-- BEGIN --
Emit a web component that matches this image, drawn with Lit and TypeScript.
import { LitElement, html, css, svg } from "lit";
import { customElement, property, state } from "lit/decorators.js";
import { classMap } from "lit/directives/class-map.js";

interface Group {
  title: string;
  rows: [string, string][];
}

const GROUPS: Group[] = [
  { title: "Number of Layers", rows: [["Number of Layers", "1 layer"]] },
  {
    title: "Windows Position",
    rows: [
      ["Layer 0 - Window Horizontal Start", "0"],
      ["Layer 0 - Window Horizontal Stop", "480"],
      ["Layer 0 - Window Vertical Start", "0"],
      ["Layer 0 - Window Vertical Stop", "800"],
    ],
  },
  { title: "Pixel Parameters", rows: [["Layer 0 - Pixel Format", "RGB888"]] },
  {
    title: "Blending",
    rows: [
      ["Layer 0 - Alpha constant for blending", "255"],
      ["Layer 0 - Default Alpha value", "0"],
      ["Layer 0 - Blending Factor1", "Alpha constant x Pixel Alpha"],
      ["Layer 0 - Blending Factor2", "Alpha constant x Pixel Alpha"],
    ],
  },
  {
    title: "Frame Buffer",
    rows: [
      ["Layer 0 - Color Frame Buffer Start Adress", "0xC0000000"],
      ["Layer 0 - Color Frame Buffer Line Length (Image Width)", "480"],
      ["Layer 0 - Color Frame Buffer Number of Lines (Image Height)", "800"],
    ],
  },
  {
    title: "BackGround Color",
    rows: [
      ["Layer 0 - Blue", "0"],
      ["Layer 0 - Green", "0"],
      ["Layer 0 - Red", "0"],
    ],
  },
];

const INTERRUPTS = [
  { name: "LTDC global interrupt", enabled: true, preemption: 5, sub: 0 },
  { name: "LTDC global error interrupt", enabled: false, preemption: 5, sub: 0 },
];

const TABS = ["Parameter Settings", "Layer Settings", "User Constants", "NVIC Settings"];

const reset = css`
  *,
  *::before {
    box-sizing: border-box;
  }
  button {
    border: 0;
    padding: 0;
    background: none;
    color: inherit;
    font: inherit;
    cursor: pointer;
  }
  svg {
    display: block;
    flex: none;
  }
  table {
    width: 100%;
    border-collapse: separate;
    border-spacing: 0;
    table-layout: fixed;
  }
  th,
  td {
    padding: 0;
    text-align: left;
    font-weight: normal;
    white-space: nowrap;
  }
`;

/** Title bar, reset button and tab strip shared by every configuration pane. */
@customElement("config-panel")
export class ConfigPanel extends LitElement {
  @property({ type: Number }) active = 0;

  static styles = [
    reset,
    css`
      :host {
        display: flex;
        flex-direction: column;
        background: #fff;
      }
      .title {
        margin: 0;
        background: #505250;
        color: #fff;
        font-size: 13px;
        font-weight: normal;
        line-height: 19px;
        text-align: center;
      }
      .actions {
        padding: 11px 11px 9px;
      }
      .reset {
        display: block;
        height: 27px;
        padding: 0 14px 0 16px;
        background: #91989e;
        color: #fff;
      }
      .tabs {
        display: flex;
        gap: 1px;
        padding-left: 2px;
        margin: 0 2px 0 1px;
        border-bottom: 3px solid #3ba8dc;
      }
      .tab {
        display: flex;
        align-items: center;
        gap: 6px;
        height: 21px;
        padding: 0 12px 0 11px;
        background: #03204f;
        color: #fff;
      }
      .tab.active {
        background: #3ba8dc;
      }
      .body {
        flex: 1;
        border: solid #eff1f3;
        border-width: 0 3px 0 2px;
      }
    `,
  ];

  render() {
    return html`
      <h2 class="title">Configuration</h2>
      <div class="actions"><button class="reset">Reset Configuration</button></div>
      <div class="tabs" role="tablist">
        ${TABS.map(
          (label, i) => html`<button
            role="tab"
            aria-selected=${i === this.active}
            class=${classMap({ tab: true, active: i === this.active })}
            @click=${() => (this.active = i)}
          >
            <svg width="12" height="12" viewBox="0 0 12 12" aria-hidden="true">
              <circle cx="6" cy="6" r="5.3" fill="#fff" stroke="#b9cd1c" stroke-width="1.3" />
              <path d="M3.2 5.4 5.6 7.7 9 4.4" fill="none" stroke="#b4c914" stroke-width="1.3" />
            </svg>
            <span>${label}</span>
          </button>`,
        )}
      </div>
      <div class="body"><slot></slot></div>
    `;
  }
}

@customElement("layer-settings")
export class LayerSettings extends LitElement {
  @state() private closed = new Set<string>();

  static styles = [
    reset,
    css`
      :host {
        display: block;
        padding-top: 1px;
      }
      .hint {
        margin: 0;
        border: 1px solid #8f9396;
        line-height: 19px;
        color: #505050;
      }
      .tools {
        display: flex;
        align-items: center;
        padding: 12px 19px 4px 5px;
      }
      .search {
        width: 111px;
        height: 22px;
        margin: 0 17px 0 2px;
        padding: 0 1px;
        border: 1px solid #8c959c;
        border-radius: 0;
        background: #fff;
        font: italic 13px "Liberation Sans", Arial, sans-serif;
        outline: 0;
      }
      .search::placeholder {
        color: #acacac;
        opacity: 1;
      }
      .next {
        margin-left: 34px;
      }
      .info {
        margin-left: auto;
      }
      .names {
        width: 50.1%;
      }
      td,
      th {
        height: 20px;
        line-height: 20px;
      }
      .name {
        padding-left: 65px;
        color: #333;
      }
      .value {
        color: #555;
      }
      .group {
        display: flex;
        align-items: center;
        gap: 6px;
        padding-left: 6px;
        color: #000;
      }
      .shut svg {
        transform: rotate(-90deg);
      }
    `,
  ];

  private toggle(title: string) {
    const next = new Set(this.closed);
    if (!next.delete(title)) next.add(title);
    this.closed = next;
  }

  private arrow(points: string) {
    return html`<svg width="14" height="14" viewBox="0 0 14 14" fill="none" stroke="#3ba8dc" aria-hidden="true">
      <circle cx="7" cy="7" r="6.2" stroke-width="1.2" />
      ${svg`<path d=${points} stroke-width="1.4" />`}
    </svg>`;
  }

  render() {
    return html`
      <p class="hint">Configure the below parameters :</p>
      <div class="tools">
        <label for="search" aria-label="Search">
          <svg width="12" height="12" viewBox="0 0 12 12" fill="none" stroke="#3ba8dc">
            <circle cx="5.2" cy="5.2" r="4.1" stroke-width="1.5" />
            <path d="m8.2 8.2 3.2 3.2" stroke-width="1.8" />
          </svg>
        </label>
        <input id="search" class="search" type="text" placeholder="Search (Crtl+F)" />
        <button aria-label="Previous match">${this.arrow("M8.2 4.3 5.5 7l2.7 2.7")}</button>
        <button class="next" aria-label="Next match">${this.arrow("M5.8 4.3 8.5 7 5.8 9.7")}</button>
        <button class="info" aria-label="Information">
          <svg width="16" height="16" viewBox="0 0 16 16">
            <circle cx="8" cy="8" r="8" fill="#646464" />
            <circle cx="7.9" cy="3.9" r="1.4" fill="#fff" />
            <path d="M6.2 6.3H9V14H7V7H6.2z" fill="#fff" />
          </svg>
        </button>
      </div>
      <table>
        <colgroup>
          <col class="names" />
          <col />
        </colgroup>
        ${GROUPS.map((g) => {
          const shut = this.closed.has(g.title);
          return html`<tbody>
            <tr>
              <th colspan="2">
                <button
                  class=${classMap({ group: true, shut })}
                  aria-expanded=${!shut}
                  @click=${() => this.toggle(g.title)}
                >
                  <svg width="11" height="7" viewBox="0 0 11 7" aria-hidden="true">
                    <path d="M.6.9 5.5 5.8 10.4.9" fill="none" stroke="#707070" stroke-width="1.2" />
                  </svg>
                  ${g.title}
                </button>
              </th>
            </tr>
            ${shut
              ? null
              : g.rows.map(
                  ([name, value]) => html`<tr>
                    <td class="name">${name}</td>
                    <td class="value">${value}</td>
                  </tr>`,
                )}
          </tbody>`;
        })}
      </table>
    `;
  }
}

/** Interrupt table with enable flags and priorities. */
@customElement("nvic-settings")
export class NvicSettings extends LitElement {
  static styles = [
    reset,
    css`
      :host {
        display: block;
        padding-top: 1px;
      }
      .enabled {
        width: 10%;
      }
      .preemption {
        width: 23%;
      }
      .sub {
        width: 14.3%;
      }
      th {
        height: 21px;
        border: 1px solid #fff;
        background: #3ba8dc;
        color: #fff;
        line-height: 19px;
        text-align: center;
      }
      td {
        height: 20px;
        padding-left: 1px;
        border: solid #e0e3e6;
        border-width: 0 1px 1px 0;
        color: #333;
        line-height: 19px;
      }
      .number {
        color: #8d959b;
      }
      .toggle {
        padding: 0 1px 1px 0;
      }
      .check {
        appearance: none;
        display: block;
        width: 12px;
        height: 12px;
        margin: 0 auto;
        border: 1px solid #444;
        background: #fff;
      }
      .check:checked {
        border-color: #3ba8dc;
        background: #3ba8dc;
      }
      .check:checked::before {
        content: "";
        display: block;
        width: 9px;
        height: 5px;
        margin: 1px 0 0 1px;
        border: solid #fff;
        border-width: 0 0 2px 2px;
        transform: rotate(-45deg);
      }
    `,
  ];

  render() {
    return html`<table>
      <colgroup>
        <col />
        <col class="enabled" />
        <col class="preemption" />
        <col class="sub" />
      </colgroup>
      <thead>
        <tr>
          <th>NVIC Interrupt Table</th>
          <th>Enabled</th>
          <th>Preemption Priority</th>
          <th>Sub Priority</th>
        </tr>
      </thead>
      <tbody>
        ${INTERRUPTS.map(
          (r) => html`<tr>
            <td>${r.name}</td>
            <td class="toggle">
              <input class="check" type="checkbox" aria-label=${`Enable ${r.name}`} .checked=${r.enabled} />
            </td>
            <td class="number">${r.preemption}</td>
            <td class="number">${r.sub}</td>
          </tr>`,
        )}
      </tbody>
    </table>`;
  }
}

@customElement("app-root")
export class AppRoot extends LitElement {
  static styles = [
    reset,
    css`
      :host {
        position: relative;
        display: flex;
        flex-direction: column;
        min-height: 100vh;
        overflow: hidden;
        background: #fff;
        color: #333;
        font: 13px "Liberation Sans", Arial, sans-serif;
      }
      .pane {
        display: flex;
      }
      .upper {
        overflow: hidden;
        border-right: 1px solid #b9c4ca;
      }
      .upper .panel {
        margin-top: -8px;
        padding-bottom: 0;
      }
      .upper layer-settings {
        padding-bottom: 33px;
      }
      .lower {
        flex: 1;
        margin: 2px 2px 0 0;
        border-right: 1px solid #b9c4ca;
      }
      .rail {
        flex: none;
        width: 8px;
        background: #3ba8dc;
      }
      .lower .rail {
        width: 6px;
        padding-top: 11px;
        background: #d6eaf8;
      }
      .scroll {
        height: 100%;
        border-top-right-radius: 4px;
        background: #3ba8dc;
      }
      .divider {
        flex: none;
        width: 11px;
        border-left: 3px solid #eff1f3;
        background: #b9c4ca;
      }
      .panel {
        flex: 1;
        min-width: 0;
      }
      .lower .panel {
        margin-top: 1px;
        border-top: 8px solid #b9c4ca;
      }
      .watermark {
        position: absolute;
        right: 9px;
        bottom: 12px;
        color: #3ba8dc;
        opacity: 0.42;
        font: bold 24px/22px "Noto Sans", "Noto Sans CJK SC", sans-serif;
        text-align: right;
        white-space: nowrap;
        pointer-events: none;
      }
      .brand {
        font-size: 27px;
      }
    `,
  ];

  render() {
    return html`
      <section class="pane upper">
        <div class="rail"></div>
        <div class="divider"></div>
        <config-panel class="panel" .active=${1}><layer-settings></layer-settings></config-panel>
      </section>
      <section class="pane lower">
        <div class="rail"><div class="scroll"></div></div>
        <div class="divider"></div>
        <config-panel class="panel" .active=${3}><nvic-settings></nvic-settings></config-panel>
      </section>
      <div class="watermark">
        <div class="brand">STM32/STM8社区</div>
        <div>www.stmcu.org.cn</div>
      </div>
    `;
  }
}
-- END --
**DESCRIPTION OF THE TASK:**
Exactly how many lines of the material contain the word "with"? Write the number alone.

**RESPONSE FOR THIS EXERCISE:**
2